Также и друзья семьи, друзья взрослых, с самой первой минуты были очень внимательны и предупредительны. Их было меньше, но приходили они чаще. Некоторые из них вынуждены были покинуть палату через несколько минут в полуобморочном состоянии, вызванном тем, что они увидели: неподвижно распростертое тело с головой, охваченной железяками, с которых почти до самого пола свисали мешки с песком… Я этого, естественно, не видел, но грузы с песком, прикрепленные железками к теменным костям, безусловно производили впечатление. Это очень бурно обсуждалось в самые первые недели пребывания Луиса Игнасио в больнице. Другие быстро выбежали в коридор, чтобы суметь там выплакаться. Они помнили сильное, плотно сбитое, мускулистое тело. Теперь же они видели перед собой неподвижное тело, с каждым разом все больше исхудалое, и глаза, погруженные в тишину, которую не могли нарушить даже его всегда краткие ответы.
Обстановка в этой палате с шестью койками и другими парализованными тяжелобольными с повреждениями мозга была крайне напряженной. Давид, Артуро и Маноло, его сотоварищи по несчастью, находились в еще более тяжелом состоянии. У них троих была тетраплегия, и говорят, что никто из них не сможет в дальнейшем снова ходить. Трое отличных парней, ни одному из которых еще не исполнилось и двадцати лет, окончательно лишившиеся способности свободно передвигаться.
Затем, на протяжении долгих недель, поступали и другие, тоже очень молодые, чья участь была не лучше судьбины стариков. Каменщик-поляк (как же его звали-то? ведь говорили), который, к счастью для него, пролежал недолго, его болезнь была излечима.
Еще Лоренсо, Луис и Константино и без того происходивший из семьи инвалидов.

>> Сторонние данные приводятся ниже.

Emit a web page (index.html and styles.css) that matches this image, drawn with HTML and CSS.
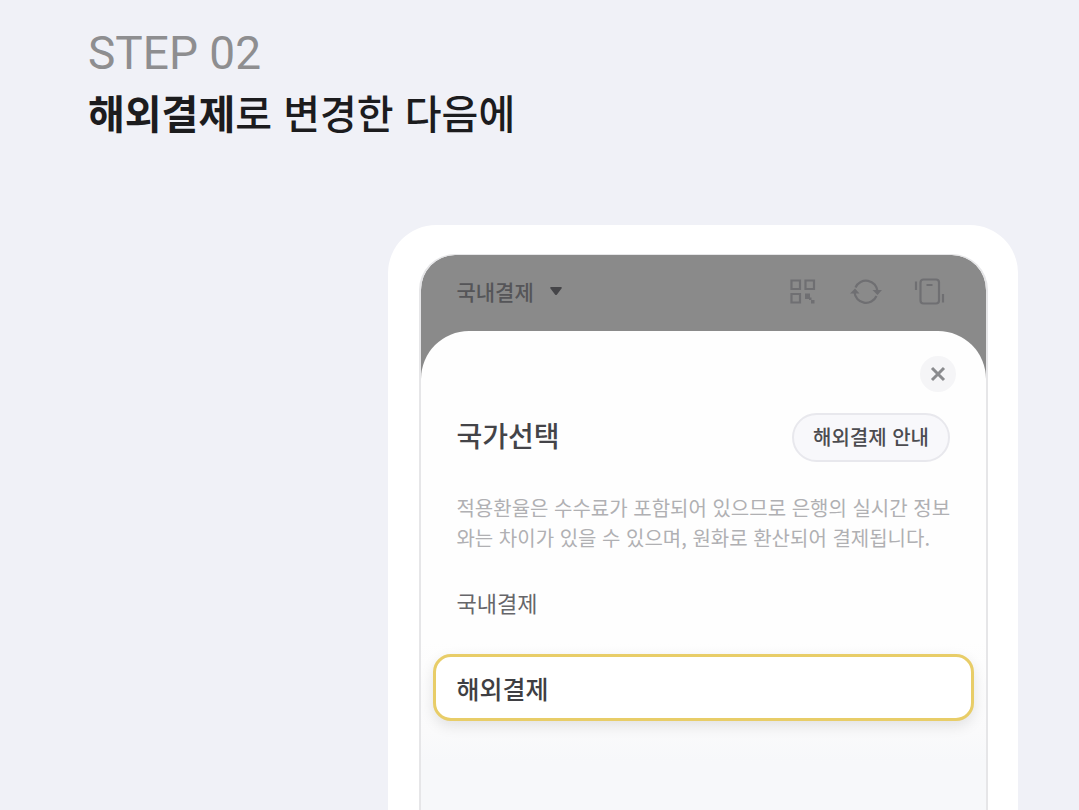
FILE: index.html
```html
<!DOCTYPE html>
<html lang="ko">
<head>
<meta charset="utf-8">
<meta name="viewport" content="width=device-width, initial-scale=1">
<title>해외결제로 변경한 다음에</title>
<link rel="stylesheet" href="styles.css">
</head>
<body>
<main class="page">
  <header class="intro">
    <p class="step">STEP 02</p>
    <h1 class="headline"><strong>해외결제</strong>로 변경한 다음에</h1>
  </header>
  <section class="phone">
    <div class="screen">
      <div class="topbar">
        <button class="region" type="button">국내결제
          <svg width="14" height="10" viewBox="0 0 14 10" aria-hidden="true"><path d="M2 1H12Q13.500 1 12.500 2.500L8 8.500Q7 9.500 6 8.500L1.500 2.500Q.5 1 2 1Z" fill="#454548"/></svg>
        </button>
        <div class="tools">
          <button class="tool" type="button" aria-label="QR 코드">
            <svg width="32" height="32" viewBox="0 0 32 32" fill="none" stroke="#6f6f72" stroke-width="2.200"><path d="M5.500 5.500h8.500v8.500H5.500zM19.500 5.500H28v8.500h-8.500zM5.500 19H14v8.500H5.500z"/><path d="M19 18.500h5v5.500h-5zM23 22.500h2.500v2.500H23zM25 25h3.500v3.500H25z" fill="#6f6f72" stroke="none"/></svg>
          </button>
          <button class="tool" type="button" aria-label="새로고침">
            <svg width="32" height="32" viewBox="0 0 32 32" fill="none" stroke="#6f6f72" stroke-width="2.200"><path d="M5.500 12.500A11.500 11.500 0 0 1 27.500 16.500M26.500 21A11.500 11.500 0 0 1 4.500 17"/><path d="M22.500 15h9.500l-4.500 5zM0 18.500h9.500L5 13.500z" fill="#6f6f72" stroke="none"/></svg>
          </button>
          <button class="tool" type="button" aria-label="흔들어 열기">
            <svg width="32" height="32" viewBox="0 0 32 32" fill="none" stroke="#6f6f72" stroke-width="2.200"><rect x="6.500" y="4.500" width="18.500" height="24" rx="3"/><path d="M12.500 10h6M2 6.500v8.500M29 19v8.500"/></svg>
          </button>
        </div>
      </div>
      <div class="sheet">
        <div class="close-row">
          <button class="close" type="button" aria-label="닫기">
            <svg width="16" height="16" viewBox="0 0 16 16" fill="none" stroke="#8a8b8e" stroke-width="3"><path d="M2 2l12 12M14 2L2 14"/></svg>
          </button>
        </div>
        <div class="title-row">
          <h2 class="title">국가선택</h2>
          <button class="guide" type="button">해외결제 안내</button>
        </div>
        <p class="note">적용환율은 수수료가 포함되어 있으므로 은행의 실시간 정보와는 차이가 있을 수 있으며, 원화로 환산되어 결제됩니다.</p>
        <button class="option" type="button">국내결제</button>
        <div class="choice"><button class="option selected" type="button">해외결제</button></div>
      </div>
    </div>
  </section>
</main>
</body>
</html>
```
FILE: styles.css
```css
* { box-sizing: border-box; }

body {
  margin: 0;
  background: #f0f1f7;
  color: #1c1c1e;
  font-family: "Noto Sans CJK KR", sans-serif;
}

h1, h2, p { margin: 0; }

button {
  padding: 0;
  border: 0;
  background: none;
  color: inherit;
  font: inherit;
  cursor: pointer;
}

svg { display: block; }

.page {
  display: flex;
  flex-direction: column;
  min-height: 100vh;
}

.intro { padding: 24px 88px 0; }

.step {
  color: #8e8e90;
  font-family: Roboto, sans-serif;
  font-size: 46px;
  font-weight: 400;
  line-height: 58px;
}

.headline {
  font-size: 40px;
  font-weight: 500;
  line-height: 60px;
}

.headline strong { font-weight: 700; }

.phone {
  display: flex;
  flex: 1;
  margin: 83px 61px 0 36%;
  padding: 29px 30px 0 31px;
  border-radius: 48px 48px 0 0;
  background: #fff;
}

.screen {
  display: flex;
  flex: 1;
  flex-direction: column;
  overflow: hidden;
  border: 2px solid #e6e6e8;
  border-top-width: 1px;
  border-bottom: 0;
  border-radius: 36px 36px 0 0;
  background: linear-gradient(#8a8a8a 200px, #f7f8fa 200px) padding-box;
}

.topbar {
  display: flex;
  align-items: center;
  justify-content: space-between;
  height: 76px;
  padding: 0 40px 4px 35px;
}

.region {
  display: flex;
  align-items: center;
  gap: 15px;
  color: #555558;
  font-size: 21px;
  font-weight: 500;
}

.tools { display: flex; gap: 32px; }

.sheet {
  flex: 1;
  border-radius: 48px 48px 0 0;
  background: linear-gradient(#fefefe 310px, #fafafb 400px, #f7f8fa 430px);
}

.close-row {
  display: flex;
  justify-content: flex-end;
  padding: 25px 30px 0;
}

.close {
  display: grid;
  place-items: center;
  width: 36px;
  height: 36px;
  border-radius: 50%;
  background: #f5f5f7;
}

.title-row {
  display: flex;
  align-items: flex-start;
  justify-content: space-between;
  padding: 21px 36px 0 35px;
}

.title {
  color: #444448;
  font-size: 28px;
  font-weight: 500;
  line-height: 44px;
}

.guide {
  height: 49px;
  padding: 0 19px 2px;
  border: 2px solid #e8e8ed;
  border-radius: 25px;
  background: #f8f8fb;
  color: #4c4c50;
  font-size: 20px;
  font-weight: 500;
}

.note {
  padding: 31px 28px 0 35px;
  color: #b0b0b3;
  font-size: 20px;
  line-height: 30px;
  word-break: break-all;
}

.option {
  display: block;
  width: 100%;
  height: 101px;
  padding: 0 35px 3px;
  color: #66666a;
  font-size: 22px;
  text-align: left;
}

.choice { padding: 0 12px; }

.selected {
  height: 67px;
  padding: 0 20px;
  border: 3px solid #e8cd68;
  border-radius: 18px;
  background: #fff;
  box-shadow: 0 5px 14px rgba(0, 0, 0, 0.1);
  color: #3f3f43;
  font-size: 25px;
  font-weight: 500;
}
```
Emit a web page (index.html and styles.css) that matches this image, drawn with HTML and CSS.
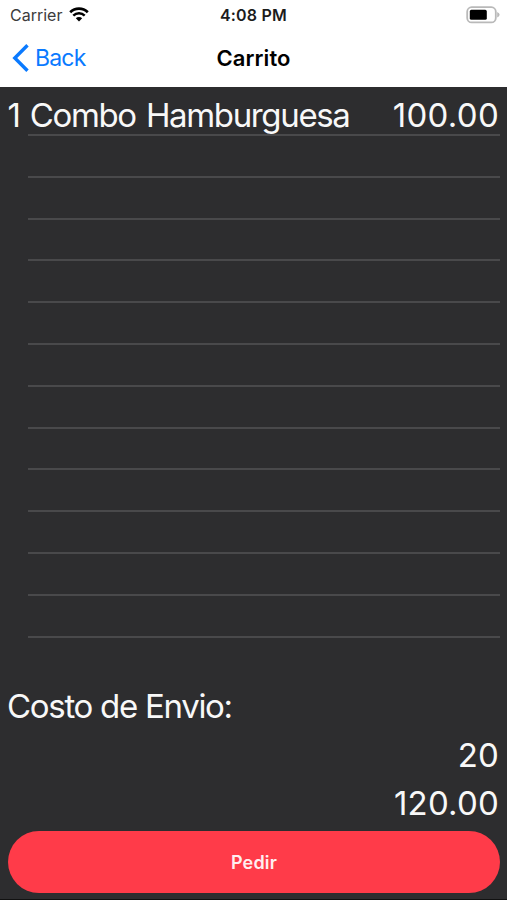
FILE: index.html
```html
<!DOCTYPE html>
<html lang="es">

<head>
  <meta charset="UTF-8">
  <meta name="viewport" content="width=device-width, initial-scale=1.0">
  <title>Carrito</title>
  <link rel="stylesheet" href="styles.css">
</head>

<body>
  <header class="top">
    <div class="status-bar">
      <div class="carrier">
        <span class="carrier-name">Carrier</span>
        <svg class="wifi" width="20" height="15" viewBox="0 0 20 15">
          <path d="M1.2 5.2 A12.6 12.6 0 0 1 18.8 5.2" fill="none" stroke="#000" stroke-width="2.7" />
          <path d="M4.3 8.6 A8.2 8.2 0 0 1 15.7 8.6" fill="none" stroke="#000" stroke-width="2.5" />
          <path d="M6.8 11.3 A4.6 4.6 0 0 1 13.2 11.3 L10 14.5 Z" fill="#000" />
        </svg>
      </div>
      <span class="time">4:08 PM</span>
      <svg class="battery" width="34" height="18" viewBox="0 0 34 18">
        <rect x="1.2" y="1.2" width="28.6" height="15.2" rx="4.5" fill="#fff" stroke="#b9b9b9" stroke-width="1.8" />
        <rect x="3.8" y="3.8" width="17" height="10" rx="1.6" fill="#000" />
        <path d="M31.2 6 Q33.6 7 33.6 8.8 Q33.6 10.6 31.2 11.6 Z" fill="#b9b9b9" />
      </svg>
    </div>
    <nav class="nav-bar">
      <a class="back">
        <svg class="chevron" width="18" height="30" viewBox="0 0 18 30">
          <path d="M15.5 2.3 L2.8 15 L15.5 27.7" fill="none" stroke="#0a7aff" stroke-width="3.4" />
        </svg>
        <span class="back-text">Back</span>
      </a>
      <h1 class="title">Carrito</h1>
    </nav>
  </header>

  <main class="cart">
    <ul class="items">
      <li class="item first">
        <span class="item-name">1 Combo Hamburguesa</span>
        <span class="item-price">100.00</span>
      </li>
      <li class="item"></li>
      <li class="item"></li>
      <li class="item"></li>
      <li class="item"></li>
      <li class="item"></li>
      <li class="item"></li>
      <li class="item"></li>
      <li class="item"></li>
      <li class="item"></li>
      <li class="item"></li>
      <li class="item"></li>
      <li class="item"></li>
    </ul>

    <div class="summary">
      <p class="shipping-label">Costo de Envio:</p>
      <p class="amount">20</p>
      <p class="amount">120.00</p>
      <button class="order-btn" type="button">Pedir</button>
    </div>
  </main>
</body>

</html>
```

FILE: styles.css
```css
body {
  margin: 0;
  height: 900px;
  display: flex;
  flex-direction: column;
  overflow: hidden;
  font-family: Inter, "Liberation Sans", sans-serif;
  background-color: #2d2d2f;
  color: #f8f8f8;
}

/* Status bar and navigation */
.top {
  height: 87px;
  background-color: #fff;
  color: #000;
}

.status-bar {
  display: grid;
  grid-template-columns: 1fr auto 1fr;
  align-items: center;
  height: 29px;
  padding: 0 7px 0 10px;
}

.carrier {
  display: flex;
  align-items: center;
  gap: 6.5px;
}

.carrier-name {
  font-size: 16px;
  color: #3c3c3c;
}

.time {
  font-size: 16px;
  font-weight: 600;
  letter-spacing: 0.2px;
  margin-right: 3px;
  color: #1c1c1c;
}

.battery {
  justify-self: end;
}

.nav-bar {
  display: grid;
  grid-template-columns: 1fr auto 1fr;
  align-items: center;
  height: 58px;
  padding: 0 12px;
}

.back {
  display: flex;
  align-items: center;
  gap: 5px;
  color: #0a7aff;
  font-size: 23px;
  letter-spacing: -0.8px;
}

.title {
  margin: 0;
  font-size: 22px;
  font-weight: 600;
  letter-spacing: 0.1px;
}

/* Product list */
.cart {
  flex: 1;
  display: flex;
  flex-direction: column;
  border-bottom: 1px solid #111;
}

.items {
  list-style: none;
  margin: 0;
  padding: 0 7px 0 28px;
}

.item {
  box-sizing: border-box;
  height: 41.8px;
  border-bottom: 2px solid #49494b;
}

.first {
  display: flex;
  justify-content: space-between;
  height: 49.1px;
  padding-top: 8px;
  line-height: 41px;
  font-size: 33px;
}

.item-name {
  margin-left: -20.5px;
  letter-spacing: -1.35px;
  word-spacing: 2.2px;
  white-space: nowrap;
}

.item-price {
  margin-right: 1px;
  letter-spacing: 0.3px;
}

/* Totals */
.summary {
  display: flex;
  flex-direction: column;
  margin-top: auto;
  padding: 0 7px 6px 8px;
  font-size: 33px;
  line-height: 48.5px;
}

.summary p {
  margin: 0;
}

.summary .shipping-label {
  margin-left: -1px;
  letter-spacing: -1.3px;
}

.summary .amount {
  margin-right: 1px;
  text-align: right;
  letter-spacing: 0.2px;
}

.order-btn {
  height: 62px;
  margin-top: 3.5px;
  border: none;
  border-radius: 31px;
  background-color: #ff3b49;
  color: #ffeef0;
  font-family: inherit;
  font-size: 18px;
  font-weight: 600;
  letter-spacing: 0.2px;
}
```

Их истории, как я услышал из рассказов дома, были и самые обычные, и ужасающие одновременно. Давид , студент Мадридского ФармакологическогоУниверситета, едет на праздники в свой город в провинции Ла-Манча. Возвращаясь, он истратил все деньги и добирался “автостопом”. На свою беду Давид был подобран в дымину пьяным водителем, который даже не дал ему времени попросить остановиться. Несчастный случай положил конец его праздничному побегу. Не уверен, но кажется, я слышал, что водитель отделался едва заметными синяками и ушибами, а вот Давиду досталось по полной.
Артуро, галисийца из Арбо, земли благословенных, славненьких миног, сбили, когда он с полным правом переходил по пешеходному переходу одну из широких улиц Мадрида.
Ужасным ударом его отбросило метров на тридцать, хотя он и съюморил: “Меня как ложкой откинуло”. Он выдавливал слова из горла толчками, и его голос шелестел, как ветер. Он поступил в больницу четыре месяца назад. Он потерял голос, потерял счет операциям, но ни одна из них, разумеется, не была по удалению рака. Сильный, стойкий, живой, с хорошим аппетитом, Артуро был постоянным объектом шуток его товарищей. На взгляд тех, кто не находился в этой атмосфере, эти шутки, порой, казались безжалостными и жестокими. Особенно шутки Давида. Когда Луиса Игнасио уже перевели домой, и в больницу тон ходил только на осмотр, то я слышал, как он рассказывал, что к Артуру, снова прооперированному, вернулся голос. “Самое забавное, – комментировал парень, – то, что у него сильный галисийский акцент”.
Маноло – это просто восхитительное создание. Он – житель Ла Манчи, как и Давид, поздней весной в один из знойных вечеров нырнул в бассейн. Уровень воды был ниже положенного, и он очень сильно ударился головой о цементное дно. У него оказались сломанными шейные позвонки, и что хуже всего, поврежден спинной мозг. Все отлично отзывались об этом замечательном Маноло, о его легком характере, чувстве юмора, его веселости. Это веселость человека, осужденного провести всю свою жизнь, прикованным к инвалидной коляске.